本以为相爷一定会关注那个暗卫的身份,却不料白渚开口问的竟是另一件事:“王爷让你去守着乱葬岗?”
“是啊。”未想到有此一问,剑南枫虽然怔了怔,可还是张口便回道。
捋了捋胡须,白渚又问:“王爷是如何知道此人可能有问题的呢?若是知道,又为何不提前布置,只让剑大人盯梢?”
从来都是言听计从,剑南枫显然被白渚的问题梗住了。
“这……下官也不知。”
环视了一圈,白渚微微笑了笑:“王爷可能也是去找答案了,咱们就在这等着吧。”
有些不明白,可剑南枫还是同白渚一起守在寝殿里。
白渚坐在桌边守着茶壶自斟自饮着,好不惬意。
剑南枫站在一旁,感觉湿透的衣领逐渐冰凉起来。
就在他快要忍不住,想回去换件衣裳的时候,后窗一动,一个人影闪了进来。
随即,脸色青灰的榭北行便出现在房内。
六目交汇,闪过片刻尴尬之后,榭北行躬身作揖:“老师,您怎么过来了。”
白渚起身回礼:“王爷,老夫本来是请辞的,正巧遇到剑大人,便在这里等王爷了。”
“老师要回府?”榭北行问道。
自从白渚来到安和王府,各种大小事件不断,他一直没腾出精力好好招待。
“回京也有几天了,总要进宫向陛下复旨。”白渚笑了笑,仿佛不是入宫,而是到隔壁串门似的。

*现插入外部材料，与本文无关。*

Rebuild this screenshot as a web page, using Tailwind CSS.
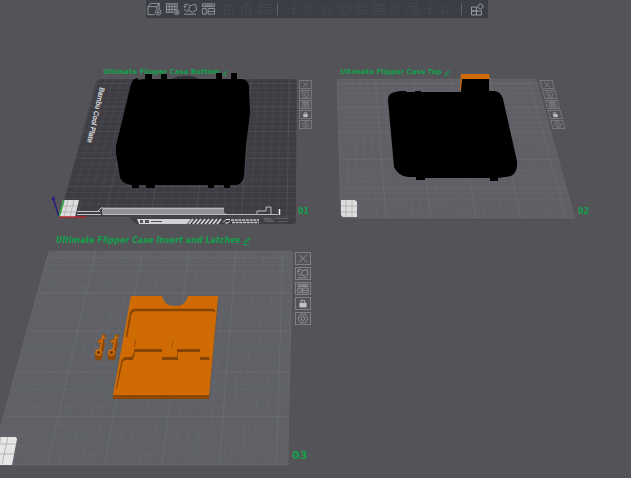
<!DOCTYPE html>
<html lang="en">
<head>
  <meta charset="UTF-8" />
  <meta name="viewport" content="width=device-width, initial-scale=1.0"/>
  <title>Ultimate Flipper Case | Plates</title>
  <script src="https://cdn.jsdelivr.net/npm/@tailwindcss/browser@4"></script>
</head>
<body class="bg-[#545358] min-h-screen overflow-hidden font-['DejaVu_Sans',sans-serif]">

  <!-- Icon symbols -->
  <svg class="hidden">
    <symbol id="i-cube" viewBox="0 0 16 14"><path d="M1 4.500 4 1h9l-2.500 3.500zM1 4.500V13h7M10.500 4.500V7M13 1v6M10.500 4.500 13 1"/><circle cx="12" cy="10.500" r="3"/><path d="M12 9v3M10.500 10.500h3"/></symbol>
    <symbol id="i-grid" viewBox="0 0 16 14"><path d="M1 1.500h12M1 4.500h12M1 7.500h12M1 10.500h8M1.500 1v10M4.500 1v10M7.500 1v10M10.500 1v7M13 1v6"/><circle cx="12.500" cy="10.500" r="2.500"/><path d="M12.500 9v3M11 10.500h3"/></symbol>
    <symbol id="i-orient" viewBox="0 0 16 14"><path d="M7 3.500 13.500 2l1 6-4.500 2.500-4-2zM1 12.500h13M1 7l3 2.500 2-1M6 2H2v3M1 4l1 1.500L3.500 4"/></symbol>
    <symbol id="i-arrange" viewBox="0 0 16 14"><path d="M1.500 1.500h13v3h-13zM1.500 6.500h4v6h-4zM7.500 6.500h7v6h-7zM7.500 9.500h7M3.500 3h9"/></symbol>
    <symbol id="i-box" viewBox="0 0 16 14"><path d="M3.500 3.500h9v9h-9zM6 1.500h4M8 5.500v5"/></symbol>
    <symbol id="i-list" viewBox="0 0 16 14"><path d="M2 2.500h12v9H2zM2 5.500h12M2 8.500h12"/></symbol>
    <symbol id="i-move" viewBox="0 0 16 14"><path d="M8 1v12M2 7h12M6 3l2-2 2 2M6 11l2 2 2-2"/></symbol>
    <symbol id="i-ring" viewBox="0 0 16 14"><circle cx="8" cy="7" r="5"/><path d="M8 2v3M5 9l6-4"/></symbol>
    <symbol id="i-cut" viewBox="0 0 16 14"><path d="M3 12 13 2M3 5h6v7H3zM11 8l3 3"/></symbol>
    <symbol id="i-parts" viewBox="0 0 16 14"><path d="M2.500 4.500h5v4h-5zM2.500 8.500h5v4h-5zM7.500 8.500h5v4h-5zM11 1l3.500 2.500L12 7 8.500 4.500z"/></symbol>
    <symbol id="i-close" viewBox="0 0 16 14"><path d="m3 2 10 10M13 2 3 12"/></symbol>
    <symbol id="i-lock" viewBox="0 0 16 14"><path d="M4 6.500h8v5H4z" fill="currentColor"/><path d="M5.500 6V3h4.500v3"/></symbol>
    <symbol id="i-gear" viewBox="0 0 16 14"><path d="M5 1.500h6L14.500 7 11 12.500H5L1.500 7z"/><circle cx="8" cy="7" r="2.500"/></symbol>
    <symbol id="i-pen" viewBox="0 0 10 8"><path d="m2 6 1-2 4-3 1 1-4 3zM1 7.500h6"/></symbol>
  </svg>

  <!-- Toolbar -->
  <header class="flex justify-center pl-[3px]">
    <div class="flex items-center h-[18px] pl-px pr-[3px] bg-[#3b3e44] fill-none stroke-current text-[#96999d]">
      <div class="flex gap-[3px]">
        <button aria-label="Add" class="w-[15px] h-[14px]"><svg class="size-full"><use href="#i-cube"/></svg></button>
        <button aria-label="Add plate" class="w-[15px] h-[14px]"><svg class="size-full"><use href="#i-grid"/></svg></button>
        <button aria-label="Auto orient" class="w-[15px] h-[14px]"><svg class="size-full"><use href="#i-orient"/></svg></button>
        <button aria-label="Arrange" class="w-[15px] h-[14px]"><svg class="size-full"><use href="#i-arrange"/></svg></button>
      </div>
      <div class="flex gap-[3px] ml-[5px] text-[#484b50]">
        <button disabled aria-label="Copy" class="w-[15px] h-[14px]"><svg class="size-full"><use href="#i-box"/></svg></button>
        <button disabled aria-label="Paste" class="w-[15px] h-[14px]"><svg class="size-full"><use href="#i-box"/></svg></button>
        <button disabled aria-label="Layers" class="w-[15px] h-[14px]"><svg class="size-full"><use href="#i-list"/></svg></button>
      </div>
      <div class="w-px h-3 mx-[5px] bg-[#606368]"></div>
      <div class="flex gap-[2px] ml-[3px] text-[#44474d]">
        <button disabled aria-label="Move" class="w-[15px] h-[14px]"><svg class="size-full"><use href="#i-move"/></svg></button>
        <button disabled aria-label="Rotate" class="w-[15px] h-[14px]"><svg class="size-full"><use href="#i-ring"/></svg></button>
        <button disabled aria-label="Scale" class="w-[15px] h-[14px]"><svg class="size-full"><use href="#i-cut"/></svg></button>
        <button disabled aria-label="Flatten" class="w-[15px] h-[14px]"><svg class="size-full"><use href="#i-orient"/></svg></button>
        <button disabled aria-label="Cut" class="w-[15px] h-[14px]"><svg class="size-full"><use href="#i-list"/></svg></button>
        <button disabled aria-label="Boolean" class="w-[15px] h-[14px]"><svg class="size-full"><use href="#i-arrange"/></svg></button>
        <button disabled aria-label="Supports" class="w-[15px] h-[14px]"><svg class="size-full"><use href="#i-box"/></svg></button>
        <button disabled aria-label="Seam" class="w-[15px] h-[14px]"><svg class="size-full"><use href="#i-cube"/></svg></button>
        <button disabled aria-label="Text" class="w-[15px] h-[14px]"><svg class="size-full"><use href="#i-move"/></svg></button>
        <button disabled aria-label="Measure" class="w-[15px] h-[14px]"><svg class="size-full"><use href="#i-cut"/></svg></button>
      </div>
      <div class="w-px h-3 mx-[7px] bg-[#606368]"></div>
      <button aria-label="Assembly view" class="w-[16px] h-[15px]"><svg class="size-full"><use href="#i-parts"/></svg></button>
    </div>
  </header>

  <!-- 3D view, everything is placed on a free canvas -->
  <main class="absolute left-0 top-0 -z-10">
    <svg width="631" height="478" class="block max-w-none overflow-visible">
      <!-- Plate 01 -->
      <path d="M101 79H294q3 0 3 3L296 221q0 3-4 3H137l-9-7H59L96 82q1-3 5-3z" fill="#3e3d43"/>
      <g id="grid1" stroke="#77767c"></g>
      <text transform="translate(100 87) rotate(103)" font-family="Liberation Sans, sans-serif" font-size="7" fill="#d0d0d2" stroke="#d0d0d2" stroke-width=".3">Bambu Cool Plate</text>
      <path d="M63 200h16l-4 17H59z" fill="#dddcdd"/>
      <path d="M68 200l-4 17M74 200l-4 17M62 206h16M60 212h16" stroke="#a9a8aa" stroke-width=".7"/>
      <path d="M77 211.500h23M77 214.500h24M97 212l4-4h2" stroke="#c4c4c6" fill="none"/>
      <path d="M102 207.500h122v5l4 2H102z" fill="#929195"/>
      <path d="M103 208.500h121M103 214.500h175M257 214v-3h9v-4h5v7" stroke="#bbbabd" fill="none"/>
      <path d="M279.500 209v6" stroke="#eee" stroke-width="1.500"/>
      <path d="M137 219h54l-4 5h-48z" fill="#d2d1d4"/>
      <path d="M140 220h3v3h-3zM145 220h4v3h-4zM151 221h11v1h-11z" fill="#55545a"/>
      <path d="M189 224l4-5M193 224l4-5M197 224l4-5M201 224l4-5M205 224l4-5M209 224l4-5M213 224l4-5M217 224l4-5" stroke="#cfced1" stroke-width="2"/>
      <path d="M223 222.500l3-3h4M225 223h3l2-2" stroke="#ddd" fill="none"/>
      <path d="M231 220h28M232 222.500h27" stroke="#cbcacd" stroke-width="1.500" stroke-dasharray="3 .7"/>
      <path d="M264 218.500h7l3 3h-9zM275 218.500h13M278 221.500h9" stroke="#605f65" fill="#55545a"/>
      <path d="M59 217 53 198" stroke="#25207d" stroke-width="1.500"/>
      <path d="M51.500 200 53 196l2.500 3z" fill="#25207d"/>
      <path d="M59 217l5-17" stroke="#2aa53a" stroke-width="1.500"/>
      <path d="M59 217h27" stroke="#b3262b" stroke-width="1.500"/>
      <path d="M172 79q7-4 20-3l8 3z" fill="#343339"/>
      <path d="M138 80l7-1v-5h7v5h9v-5h6v5h49v-6h6v6h9v-6h6v6h5q6 1 7 7l1 27-4 33-2 31q-2 7-8 8h-6v3h-6v-3h-10v3h-6v-3h-53v3h-9v-3h-7v3h-7v-3l-5-1q-6-2-7-7l-4-24v-7l15-62q2-6 7-6z" fill="#000"/>

      <!-- Plate 02 -->
      <path d="M337 79H534l3 3 38 136H341z" fill="#5f6065"/>
      <g id="grid2" stroke="#83848a"></g>
      <path d="M341 200h14l2 2v15h-14l-2-2z" fill="#dddcdd"/>
      <path d="M346 200v17M352 200v17M341 206h16M341 212h16" stroke="#aaa9ab" stroke-width=".7"/>
      <path d="M461 79h28v12h6q6 1 8 8l14 62q1 11-6 15l-13 2v3h-8v-3h-65v2h-9v-3h-8q-10-1-14-10l-6-67q0-7 7-8l5-1h6v1h9v-1h6v1h40z" fill="#000"/>
      <path d="M461 74h28l1 5h-28l-1 12-1-1z" fill="#d06a08"/>

      <!-- Plate 03 -->
      <path d="M52 251H290q3 0 3 3L288 465H-10L48 254q1-3 4-3z" fill="#5f6166"/>
      <g id="grid3" stroke="#83858a"></g>
      <path d="M-4 437h20l1 2-5 26h-20z" fill="#e6e6e7"/>
      <path d="M1 437l-6 27M8 437l-6 27M0 444h16M0 454h14" stroke="#a9a9ac" stroke-width=".8"/>
      <path d="M113 395h96l9-99v4l-9 99h-96z" fill="#8d4603"/>
      <path d="M131 296h31q2 10 13 10 11 0 13-10h30l-9 99h-96z" fill="#d06b04"/>
      <path d="M126 337l4-24q1-4 5-4h77q3 0 3 3l-1 0q0-1-3-1h-75q-4 0-5 4l-4 22z" fill="#874404" stroke="#874404" stroke-width=".5"/>
      <path d="M134 349h28v3h-28zM162 357h16v3h-16zM177 349h23v3h-23zM200 357h9l1 3h-10zM124 357h8l2-5 1 1-2 7h-7q-3 0-4 4l-5 25h-1l5-27q1-4 4-5z" fill="#874404"/>
      <path d="M135.500 340l-1 7M173 341l-1 6M178 352l-1 5" stroke="#9b4d05" fill="none"/>
      <g id="latch">
        <path d="M95 352v7q4 3 7 0l1-7 2-8-1-3 2-6-3-1-1 4-5 3 3 3-1 7z" fill="#914904"/>
        <circle cx="98.500" cy="352.500" r="2.500" fill="#6e3a0a" stroke="#d0700d" stroke-width="1.500"/>
        <path d="M100 350l2-9M98 342l4-2 1-5M103 337l2 1" stroke="#cf6e0d" stroke-width="1.500" fill="none"/>
      </g>
      <use href="#latch" x="13"/>
    </svg>

    <!-- Plate names -->
    <h2 class="absolute left-[103px] top-[68px] flex items-center gap-px whitespace-nowrap text-[7px] leading-[9px] font-bold text-[#12a04b] -z-10">Ultimate Flipper Case Bottom
      <svg class="w-[9px] h-[6px] fill-none stroke-current"><use href="#i-pen"/></svg></h2>
    <h2 class="absolute left-[340px] top-[68px] flex items-center gap-px whitespace-nowrap text-[7px] leading-[9px] font-bold text-[#12a04b]">Ultimate Flipper Case Top
      <svg class="w-[9px] h-[6px] fill-none stroke-current"><use href="#i-pen"/></svg></h2>
    <h2 class="absolute left-[56px] top-[236px] flex items-center gap-[2px] whitespace-nowrap text-[8px] leading-[10px] font-bold italic text-[#12a04b]">Ultimate Flipper Case Insert and Latches
      <svg class="w-[10px] h-[8px] fill-none stroke-current"><use href="#i-pen"/></svg></h2>

    <!-- Plate numbers -->
    <span class="absolute left-[298px] top-[207px] text-[8px] leading-[10px] font-bold text-[#12a04b]">01</span>
    <span class="absolute left-[578px] top-[207px] text-[8px] leading-[10px] font-bold text-[#12a04b]">02</span>
    <span class="absolute left-[292px] top-[449px] text-[11px] leading-[13px] font-bold text-[#12a04b]">03</span>

    <!-- Plate buttons -->
    <div class="absolute left-[299px] top-[80px] flex flex-col gap-px fill-none stroke-current text-[#96969a]">
      <button aria-label="Remove plate 01" class="w-[13px] h-[9px] border border-[#77777b]"><svg class="block size-full"><use href="#i-close"/></svg></button>
      <button aria-label="Orient plate 01" class="w-[13px] h-[9px] border border-[#77777b]"><svg class="block size-full"><use href="#i-orient"/></svg></button>
      <button aria-label="Arrange plate 01" class="w-[13px] h-[9px] border border-[#77777b]"><svg class="block size-full"><use href="#i-arrange"/></svg></button>
      <button aria-label="Lock plate 01" class="w-[13px] h-[9px] border border-[#77777b] text-[#c4c4c6]"><svg class="block size-full"><use href="#i-lock"/></svg></button>
      <button aria-label="Plate 01 settings" class="w-[13px] h-[9px] border border-[#77777b]"><svg class="block size-full"><use href="#i-gear"/></svg></button>
    </div>
    <div class="absolute left-[546px] top-[80px] flex flex-col gap-px skew-x-[15deg] fill-none stroke-current text-[#96969a]">
      <button aria-label="Remove plate 02" class="w-[13px] h-[9px] border border-[#77777b]"><svg class="block size-full"><use href="#i-close"/></svg></button>
      <button aria-label="Orient plate 02" class="w-[13px] h-[9px] border border-[#77777b]"><svg class="block size-full"><use href="#i-orient"/></svg></button>
      <button aria-label="Arrange plate 02" class="w-[13px] h-[9px] border border-[#77777b]"><svg class="block size-full"><use href="#i-arrange"/></svg></button>
      <button aria-label="Lock plate 02" class="w-[13px] h-[9px] border border-[#77777b] text-[#c4c4c6]"><svg class="block size-full"><use href="#i-lock"/></svg></button>
      <button aria-label="Plate 02 settings" class="w-[13px] h-[9px] border border-[#77777b]"><svg class="block size-full"><use href="#i-gear"/></svg></button>
    </div>
    <div class="absolute left-[295px] top-[252px] flex flex-col gap-[2px] fill-none stroke-current text-[#a2a2a6]">
      <button aria-label="Remove plate 03" class="w-[16px] h-[13px] border border-[#808084]"><svg class="block size-full"><use href="#i-close"/></svg></button>
      <button aria-label="Orient plate 03" class="w-[16px] h-[13px] border border-[#808084]"><svg class="block size-full"><use href="#i-orient"/></svg></button>
      <button aria-label="Arrange plate 03" class="w-[16px] h-[13px] border border-[#808084]"><svg class="block size-full"><use href="#i-arrange"/></svg></button>
      <button aria-label="Lock plate 03" class="w-[16px] h-[13px] border border-[#808084] text-[#c4c4c6]"><svg class="block size-full"><use href="#i-lock"/></svg></button>
      <button aria-label="Plate 03 settings" class="w-[16px] h-[13px] border border-[#808084]"><svg class="block size-full"><use href="#i-gear"/></svg></button>
    </div>
  </main>

  <script>
    // plate corners: top y, bottom y, left/right x on each edge
    const plates = [
      { id: 'grid1', top: 79, bottom: 217, tl: 98, tr: 297, bl: 59, br: 296 },
      { id: 'grid2', top: 79, bottom: 218, tl: 337, tr: 536, bl: 341, br: 575 },
      { id: 'grid3', top: 251, bottom: 465, tl: 49, tr: 292, bl: -10, br: 288 }
    ];
    const cells = 26;

    function drawGrid(p) {
      const k = (p.br - p.bl) / (p.tr - p.tl);
      let out = '';
      for (let i = 0; i <= cells; i++) {
        const t = i / cells;
        const x1 = p.tl + (p.tr - p.tl) * t;
        const x2 = p.bl + (p.br - p.bl) * t;
        out += `<path d="M${x1} ${p.top}L${x2} ${p.bottom}" stroke-width=".7" opacity="${i % 5 === 0 ? 0.4 : 0.2}"/>`;

        // rows get closer together towards the back
        const f = t / (t + (1 - t) * k);
        const y = p.top + (p.bottom - p.top) * f;
        const l = p.tl + (p.bl - p.tl) * f;
        const r = p.tr + (p.br - p.tr) * f;
        out += `<path d="M${l} ${y}H${r}" stroke-width=".7" opacity="${(cells - i) % 5 === 0 ? 0.4 : 0.2}"/>`;
      }
      document.getElementById(p.id).innerHTML = out;
    }

    plates.forEach(drawGrid);
  </script>
</body>
</html>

当初他走的并不愉快,皇帝又多次下诏召他回京,白渚全都婉拒了,如今榭北行刚刚遇刺,他就直接入京探望,可谓是将皇帝的颜面得罪了个彻底。
“老师……”榭北行有些担心,“不如再稍等几天,学生陪您一起觐见?”
白渚笑了:“我又不是小孩,去见皇上还得个大人领着。更何况王爷有伤在身,还是在府中将养着为好。”

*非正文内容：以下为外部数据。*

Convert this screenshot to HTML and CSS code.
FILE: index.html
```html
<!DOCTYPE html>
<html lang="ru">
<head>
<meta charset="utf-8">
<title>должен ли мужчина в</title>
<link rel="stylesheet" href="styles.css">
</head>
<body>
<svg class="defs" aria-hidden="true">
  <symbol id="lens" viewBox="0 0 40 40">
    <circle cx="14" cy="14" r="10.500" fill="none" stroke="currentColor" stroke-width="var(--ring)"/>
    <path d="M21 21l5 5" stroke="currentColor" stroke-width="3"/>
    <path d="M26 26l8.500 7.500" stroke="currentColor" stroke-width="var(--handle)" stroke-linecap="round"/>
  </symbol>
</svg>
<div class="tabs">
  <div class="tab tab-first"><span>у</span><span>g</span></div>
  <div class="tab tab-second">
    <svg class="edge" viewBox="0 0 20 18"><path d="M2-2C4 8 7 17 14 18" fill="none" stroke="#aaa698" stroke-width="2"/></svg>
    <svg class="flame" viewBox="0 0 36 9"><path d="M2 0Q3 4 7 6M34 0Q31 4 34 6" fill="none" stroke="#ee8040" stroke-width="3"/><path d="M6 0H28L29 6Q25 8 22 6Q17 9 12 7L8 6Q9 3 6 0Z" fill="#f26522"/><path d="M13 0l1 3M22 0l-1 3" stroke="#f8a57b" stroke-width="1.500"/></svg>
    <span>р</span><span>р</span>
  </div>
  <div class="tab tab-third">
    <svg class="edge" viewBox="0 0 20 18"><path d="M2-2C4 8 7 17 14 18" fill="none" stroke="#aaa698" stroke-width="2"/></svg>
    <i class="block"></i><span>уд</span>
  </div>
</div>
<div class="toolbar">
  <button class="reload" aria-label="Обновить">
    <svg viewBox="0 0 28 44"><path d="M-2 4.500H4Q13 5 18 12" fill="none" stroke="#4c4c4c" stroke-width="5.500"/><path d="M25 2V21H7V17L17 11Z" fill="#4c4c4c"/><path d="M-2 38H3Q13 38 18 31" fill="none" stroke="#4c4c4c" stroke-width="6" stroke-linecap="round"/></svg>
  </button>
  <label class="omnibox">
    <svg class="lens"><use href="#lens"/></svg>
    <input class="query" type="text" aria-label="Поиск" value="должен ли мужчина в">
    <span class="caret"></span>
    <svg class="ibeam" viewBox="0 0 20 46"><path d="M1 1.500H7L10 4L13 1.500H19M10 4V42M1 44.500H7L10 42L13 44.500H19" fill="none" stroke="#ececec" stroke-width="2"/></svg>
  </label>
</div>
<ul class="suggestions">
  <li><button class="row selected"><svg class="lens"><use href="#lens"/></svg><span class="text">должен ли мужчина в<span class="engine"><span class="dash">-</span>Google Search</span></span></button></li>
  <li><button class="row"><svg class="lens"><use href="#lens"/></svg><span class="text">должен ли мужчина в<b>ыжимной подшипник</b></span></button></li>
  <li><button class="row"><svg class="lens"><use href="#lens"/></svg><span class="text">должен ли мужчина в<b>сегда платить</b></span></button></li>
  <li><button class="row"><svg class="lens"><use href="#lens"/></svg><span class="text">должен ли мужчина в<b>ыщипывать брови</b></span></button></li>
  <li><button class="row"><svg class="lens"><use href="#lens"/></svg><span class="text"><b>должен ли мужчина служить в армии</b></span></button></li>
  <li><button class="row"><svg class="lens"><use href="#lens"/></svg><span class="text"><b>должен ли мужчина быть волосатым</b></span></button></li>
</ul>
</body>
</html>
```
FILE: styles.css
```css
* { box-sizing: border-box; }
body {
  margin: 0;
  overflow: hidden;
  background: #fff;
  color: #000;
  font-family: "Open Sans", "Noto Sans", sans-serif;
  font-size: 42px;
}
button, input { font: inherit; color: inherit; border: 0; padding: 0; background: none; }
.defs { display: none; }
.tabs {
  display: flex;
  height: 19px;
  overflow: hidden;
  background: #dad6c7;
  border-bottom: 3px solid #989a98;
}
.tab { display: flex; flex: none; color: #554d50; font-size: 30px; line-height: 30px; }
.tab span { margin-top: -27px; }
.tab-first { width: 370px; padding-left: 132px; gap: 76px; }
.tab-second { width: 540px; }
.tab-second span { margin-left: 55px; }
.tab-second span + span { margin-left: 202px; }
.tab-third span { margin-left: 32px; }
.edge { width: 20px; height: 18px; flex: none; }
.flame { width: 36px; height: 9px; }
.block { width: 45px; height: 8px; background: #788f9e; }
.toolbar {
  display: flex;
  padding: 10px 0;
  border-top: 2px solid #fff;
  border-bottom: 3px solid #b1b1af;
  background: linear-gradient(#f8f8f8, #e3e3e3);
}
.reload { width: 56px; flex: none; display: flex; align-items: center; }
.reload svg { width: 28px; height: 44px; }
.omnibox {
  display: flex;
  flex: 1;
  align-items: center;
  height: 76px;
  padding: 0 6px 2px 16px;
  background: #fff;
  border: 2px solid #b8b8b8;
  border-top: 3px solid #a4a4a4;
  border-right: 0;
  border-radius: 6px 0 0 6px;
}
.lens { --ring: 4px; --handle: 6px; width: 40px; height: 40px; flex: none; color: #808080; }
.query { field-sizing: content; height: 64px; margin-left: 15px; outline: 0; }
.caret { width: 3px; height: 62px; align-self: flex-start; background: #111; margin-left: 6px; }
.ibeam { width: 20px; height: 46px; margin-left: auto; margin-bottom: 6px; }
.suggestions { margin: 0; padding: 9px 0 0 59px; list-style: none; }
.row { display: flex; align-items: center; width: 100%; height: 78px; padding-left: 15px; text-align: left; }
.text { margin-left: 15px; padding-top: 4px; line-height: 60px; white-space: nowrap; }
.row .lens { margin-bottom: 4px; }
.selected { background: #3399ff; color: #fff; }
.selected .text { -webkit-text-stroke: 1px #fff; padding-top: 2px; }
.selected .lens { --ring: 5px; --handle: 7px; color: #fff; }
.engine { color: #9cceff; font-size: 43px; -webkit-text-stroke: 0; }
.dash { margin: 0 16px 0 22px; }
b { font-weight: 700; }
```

日后之事,剑南枫没空去想,他见二人不徐不疾聊些其他的,顿时急了:“王爷您去哪里了,属下都快急死了。”
看了看剑南枫一头的水,榭北行淡然道:“本王的行踪,还需要向你汇报吗?让你找的人怎么样了?”
在舞语仙那里怄了一肚子气,榭北行缓步走到桌边坐下,没好气地看着剑南枫。
只一眼便了然于心,白渚捋着胡须轻笑了一下,瞬间明白榭北行方才去了哪里。
不明白王爷为何突然不悦,剑南枫毕恭毕敬地回道:“属下派出去的人,目前还未有所收获,最近北境流民增多,寻找一个乞丐模样的少年,确实有困难。”
榭北行何尝不知道这无异于大海捞针,只是自己一个判断失误,就放走了如此危险的一个人,这多少让他在舞语仙面前有些抬不起头。
“找,继续找,掘地三尺也要把这个人挖出来!”
“是!”剑南枫知道情势紧急,躬身回礼便要出去。
“把你那头整理一下,落汤鸡似的成何体统!?”剑南枫忍不住又坠了一句。
尴尬地抹了抹自己的脑袋,剑南枫讪笑着退了出去。
白渚轻声道:“王爷不必焦急,剑大人办差一向是尽心竭力,绝无怠慢的,看他一头水就跑来复命便知了。”
徐徐叹了口气,榭北行道:“不是学生急功近利,只是此事牵扯甚广,若是舞语仙所说属实,恐怕中宫、晋王府甚至陛下都与此人有牵扯。”
听闻事情严重,白渚虽未清楚来龙去脉,却还是一句话拿住了榭北行的七寸:“竟有此事!?王爷忧心也是应当,只不过……此事与舞姑娘有关,才让王爷格外焦躁吧。”
不想让任何人知道自己去找舞语仙了,榭北行听见这话猛然转头,看着白渚微眯的眼睛便知,自己能骗过其他人,怕是唯独瞒不住这位恩师。
“此事都怪她,不早早向我说明,事到如今,若是抓不到人,本王饶不了她!”榭北行想起方才被舞语仙按在塌上的窘迫,顿时气的一拳砸在桌上。
“王爷果然是去晋王府了。”白渚再次掀开了榭北行的遮羞布。
轻咳了几声,榭北行收回手,简单解释了赵功德之事。
白渚细细听着,随即又提出一个新的思路:“要证实舞姑娘的猜测倒也不难,若是真的矫造顶替,那真的太医院书吏赵功德去哪里了呢?”
榭北行茅塞顿开:“那定是被假的灭口了,宫中若是有无名尸首定然有所记录,多谢恩师指教。”
微微点了点头,白渚对此人像是并不怎么关心,转而问了另一个问题:“王爷既然冒险潜入,可在晋王府寻找那样东西了吗?”
榭北行脸色一沉,便不再说话了。